The initiant so expands his consciousness through the six directions of space that he ceases to be a part, a fragment, and becomes whole or holy: Sun-father, the Infinite. Ultimately many will achieve this. For the traditional man everything in the cosmos has its counterpart in the microcosm, so one day just as the world will end, so there may also be an end to the individual's ego-world or ignorance of reality. For whenever he receives illumination or wisdom from the Great Spirit, he then lives continually in the All-father's consciousness, an elder brother, a "Warrior of the Rainbow." Andean peoples, the Quechuas, call such a being a Viracocha, "walker of the sea of foam," a Lord of Life and Death.

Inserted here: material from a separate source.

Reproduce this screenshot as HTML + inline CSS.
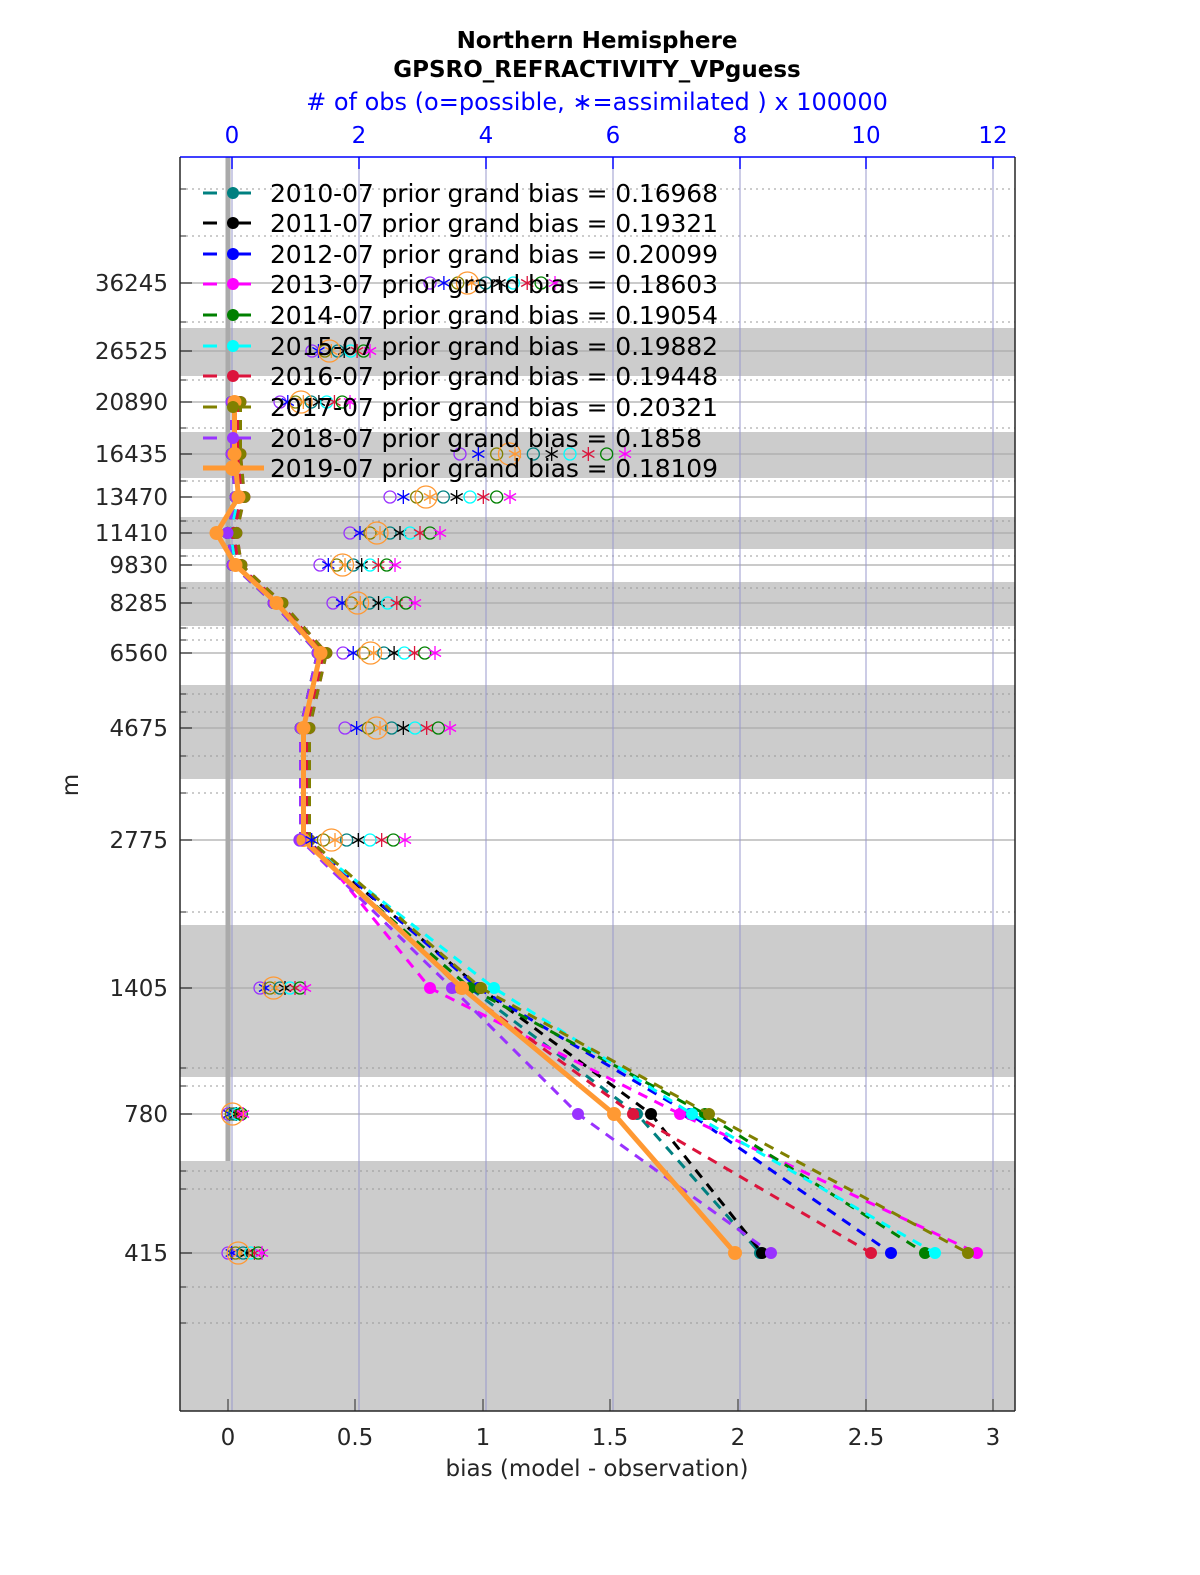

Having gained full knowledge of all the seven regions, the seven golden corn-grains spread in space by Sky-father, such a Viracocha finds himself in the highest among them. He has a choice. He can mount further into even higher regions of mystery; or he can remain to help bring to birth a new seven-tiered living space of seven worlds to be filled with families of creatures seeking to rejoin Sun-father. Moved by pity and compassion for all behind him, he can be a "Warrior of the Rainbow" to them. However some Viracochas, say the Quechuas, choose not to stay behind, but disappear into higher regions. Then the new birth is delayed and must await the appearance of a truly compassionate Viracocha who, out of his great sacrifice, will cause that making-anew to become possible and so open the way for myriads of lesser lives to seek the liberation he has won but forfeited for their sakes.
In this medley of thought taken from a number of native American traditions as preserved by their elders, we see how the Amerindian regards man's awesome pilgrimage through the ages from the nethermost womb of being to the pinnacle of human perfection, after which comes godhood.